In code, the boundary can be small and explicit:

interface ProposedAction {
  kind: 'read' | 'write' | 'notify' | 'stop';
  tool?: string;
  input?: unknown;
  risk: 'low' | 'medium' | 'high';
}

function decideExecution(action: ProposedAction, policy: RuntimePolicy) {
  if (action.kind === 'stop') return { status: 'stop' };

  if (!action.tool || !policy.allowedTools.includes(action.tool)) {
    return { status: 'deny', reason: 'tool_not_allowed' };
  }

  if (action.risk === 'high' && !policy.hasHumanApproval) {
    return { status: 'pause', reason: 'approval_required' };
  }

  return { status: 'execute', tool: action.tool, input: action.input };
}

The model proposes ProposedAction. The runtime decides whether it is denied, paused, executed, or stopped.

Premature Autonomy

Premature autonomy shows up when a team reaches for an agent loop before answering simpler questions first: Could this be a deterministic workflow with model-assisted steps? Could a prompt chain with validation solve it? Could routing isolate the different task types? Could a human approval gate handle the risky cases? Can the system already prove why an action was taken, and can a failed run be replayed?

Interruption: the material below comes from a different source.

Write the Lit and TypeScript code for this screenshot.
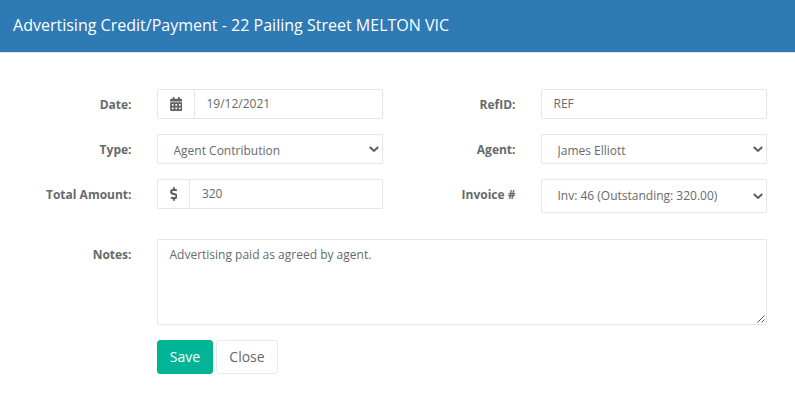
import { LitElement, html, css } from "lit";
import { customElement, property } from "lit/decorators.js";

const cell = (x: number, y: number) =>
  `M${x + 12} ${y}h40c6.6 0 12 5.4 12 12v40c0 6.6-5.4 12-12 12h-40c-6.6 0-12-5.4-12-12v-40c0-6.6 5.4-12 12-12z`;

const calendarPath =
  "M0 464c0 26.5 21.5 48 48 48h352c26.5 0 48-21.5 48-48V192H0z" +
  [64, 192, 320].map((x) => cell(x, 256) + cell(x, 384)).join("") +
  "M400 64h-48V16c0-8.800-7.200-16-16-16h-32c-8.800 0-16 7.200-16 16v48H160V16c0-8.800-7.200-16-16-16h-32c-8.800 0-16 7.200-16 16v48H48C21.500 64 0 85.500 0 112v48h448v-48c0-26.500-21.500-48-48-48z";

const dollarPath =
  "M209.200 233.400l-108-31.600C88.700 198.200 80 186.500 80 173.500c0-16.300 13.200-29.500 29.500-29.500h66.300c12.200 0 24.200 3.700 34.200 10.500 6.100 4.100 14.300 3.100 19.500-2l34.800-34c7.100-6.900 6.100-18.400-1.800-24.500C238 74.800 207.400 64.100 176 64V16c0-8.800-7.200-16-16-16h-32c-8.800 0-16 7.200-16 16v48h-2.500C45.800 64-5.400 118.700.5 183.600c4.200 46.100 39.400 83.600 83.800 96.600l102.500 30c12.500 3.700 21.200 15.300 21.200 28.300 0 16.300-13.200 29.500-29.500 29.500h-66.300C100 368 88 364.300 78 357.500c-6.100-4.100-14.300-3.100-19.500 2l-34.800 34c-7.100 6.900-6.100 18.400 1.800 24.500 24.500 19.200 55.100 29.900 86.500 30v48c0 8.800 7.200 16 16 16h32c8.800 0 16-7.200 16-16v-48.200c46.600-.9 90.300-28.600 105.700-72.700 21.500-61.600-14.600-124.800-72.500-141.700z";

@customElement("select-box")
class SelectBox extends LitElement {
  @property() value = "";

  static styles = css`
    :host {
      display: flex;
      box-sizing: border-box;
      height: 30px;
      border: 1px solid #e5e6e7;
      border-radius: 1px;
      padding: 7px 3px 5px 15.5px;
      justify-content: space-between;
      align-items: flex-start;
    }
    :host([tall]) {
      height: 34px;
      padding-top: 6px;
    }
    .value {
      height: 16px;
      line-height: 17px;
      overflow: hidden;
      white-space: nowrap;
    }
    :host([tall]) .value {
      height: 20px;
      line-height: 19px;
    }
    .chevron {
      width: 10px;
      height: 6px;
      margin-top: 4px;
      overflow: visible;
    }
    :host([tall]) .chevron {
      margin-top: 7px;
    }
  `;

  render() {
    return html`<span class="value">${this.value}</span>
      <svg class="chevron" viewBox="0 0 10 6">
        <path d="M0.800 1L5 4.900L9.200 1" fill="none" stroke="#5c5f61" stroke-width="2.100" />
      </svg>`;
  }
}

@customElement("app-root")
class AppRoot extends LitElement {
  static styles = css`
    :host {
      display: block;
      box-sizing: border-box;
      height: 417px;
      background: #fff;
      color: #676a6c;
      font: 12px/18px "Open Sans", sans-serif;
      overflow: hidden;
    }
    .header {
      box-sizing: border-box;
      height: 53px;
      padding: 13px;
      background: #2d7ab5;
      border-bottom: 1px solid #e5e6e7;
      color: #fff;
      font-size: 16px;
      line-height: 24px;
      font-weight: 500;
      letter-spacing: 0.01px;
      white-space: nowrap;
    }
    .form {
      display: grid;
      grid-template-columns: 131px 226px 106px 226px;
      grid-template-rows: 30px 30px 45px 86px 34px;
      gap: 15px 26px;
      align-items: start;
      padding-top: 36px;
    }
    .form > * {
      min-width: 0;
    }
    .label {
      font-weight: 700;
      text-align: right;
      padding-top: 7px;
      margin-right: -0.5px;
      white-space: nowrap;
    }
    .field {
      display: flex;
      box-sizing: border-box;
      height: 30px;
      border: 1px solid #e5e6e7;
      border-radius: 1px;
    }
    .addon {
      display: flex;
      align-items: center;
      padding: 0 12px 0 11.5px;
      border-right: 1px solid #e5e6e7;
    }
    .icon {
      display: block;
      height: 14px;
      fill: #5f6264;
    }
    .calendar {
      width: 12.5px;
    }
    .dollar {
      width: 7.880px;
    }
    .text {
      padding: 5px 11.5px;
    }
    .notes {
      position: relative;
      grid-column: 2 / 5;
      box-sizing: border-box;
      height: 86px;
      border: 1px solid #e5e6e7;
      border-radius: 1px;
      padding: 6px 11.5px;
    }
    .grip {
      position: absolute;
      right: 1px;
      bottom: 1px;
      width: 8px;
      height: 8px;
    }
    .actions {
      grid-column: 2 / 5;
      display: flex;
      gap: 3px;
    }
    .button {
      box-sizing: border-box;
      height: 34px;
      padding: 6px 0;
      border: 1px solid #e7eaec;
      border-radius: 3px;
      background: #fff;
      color: inherit;
      font: 14px/20px "Open Sans", sans-serif;
    }
    .save {
      width: 56px;
      background: #00b495;
      border-color: #00b495;
      color: #fff;
      font-weight: 500;
    }
    .close {
      width: 62px;
    }
  `;

  render() {
    return html`
      <div class="header">Advertising Credit/Payment - 22 Pailing Street MELTON VIC</div>
      <div class="form">
        <div class="label">Date:</div>
        <div class="field">
          <span class="addon"
            ><svg class="icon calendar" viewBox="0 0 448 512">
              <path fill-rule="evenodd" d=${calendarPath} /></svg
          ></span>
          <span class="text">19/12/2021</span>
        </div>
        <div class="label">RefID:</div>
        <div class="field"><span class="text">REF</span></div>

        <div class="label">Type:</div>
        <select-box value="Agent Contribution"></select-box>
        <div class="label">Agent:</div>
        <select-box value="James Elliott"></select-box>

        <div class="label">Total Amount:</div>
        <div class="field">
          <span class="addon"
            ><svg class="icon dollar" viewBox="0 0 288 512"><path d=${dollarPath} /></svg
          ></span>
          <span class="text">320</span>
        </div>
        <div class="label">Invoice #</div>
        <select-box tall value="Inv: 46 (Outstanding: 320.00)"></select-box>

        <div class="label">Notes:</div>
        <div class="notes">
          Advertising paid as agreed by agent.
          <svg class="grip" viewBox="0 0 8 8">
            <path d="M0.500 7.500L7.500 0.500M4.500 7.500L7.500 4.500" stroke="#555" stroke-width="1" />
          </svg>
        </div>

        <div class="actions">
          <button class="button save">Save</button>
          <button class="button close">Close</button>
        </div>
      </div>
    `;
  }
}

When the answer to those is no, adding more agents tends to hide the weakness rather than fix it. Multi-agent systems amplify unclear goals, weak state, and poor observability far more reliably than they cure them.

A Common Rewrite

A weak design says:

Give the agent access to order data, refund tools, and the customer conversation.
Let it investigate the case and issue the refund if appropriate.

That sounds efficient, but the boundary is missing. The model owns too much: policy interpretation, evidence selection, risk classification, approval, tool authority, and stop conditions.

A better design says:

Workflow receives refund request.
Software loads order, payment, customer, and policy records.
Model summarizes evidence and proposes a refund recommendation.
Software validates required evidence, refund threshold, account status, and policy version.
Low-risk denial or draft response can proceed.
High-risk refund creates an approval request.
Payment tool executes only after approval, with idempotency and audit records.
Run stops with completed, denied, needs_approval, policy_blocked, or evidence_missing.

The second design still uses model judgment, but the model no longer owns authority. It proposes a recommendation inside a system that can be reviewed, tested, paused, replayed, and operated.

The Engineering Test

Before adding autonomy, ask whether an operator could inspect a failed run and answer:

What goal was active?
What state did the system believe?
What evidence was available?
What did the model propose?
What did software validate?
What tool calls ran?
What policy checks passed or failed?
Why did the run stop?
What changed in the outside world?

If those answers are not available, the next thing to build is not another agent. It is state, policy, evaluation, or observability.

Autonomy Review Checklist

Use this checklist before approving an agentic design:

Question	Pass Condition
What runtime decision does the model make?	The decision is named and narrower than “do the task.”
What does software own?	Goal, state, policy, tools, budget, stop reasons, and audit records are outside the model.
What side effects can happen?	Every write, send, payment, permission change, or memory write has an owner and idempotency rule.
What requires approval?	Risk thresholds and approver roles are defined before execution.
What is persisted?	State, evidence, proposals, validation decisions, tool results, and stop reason can be inspected.
What is tested?	Evals cover allowed actions, denied actions, missing evidence, failed tools, and budget stops.
What happens on failure?	The system can stop, retry, fall back, escalate, or replay without repeating unsafe side effects.

If the checklist feels too heavy, the design probably wants less autonomy, not more.

Design Rule

Autonomy is a budget. Spend it only where it buys a better outcome than deterministic software, and surround it with boundaries that make failure visible.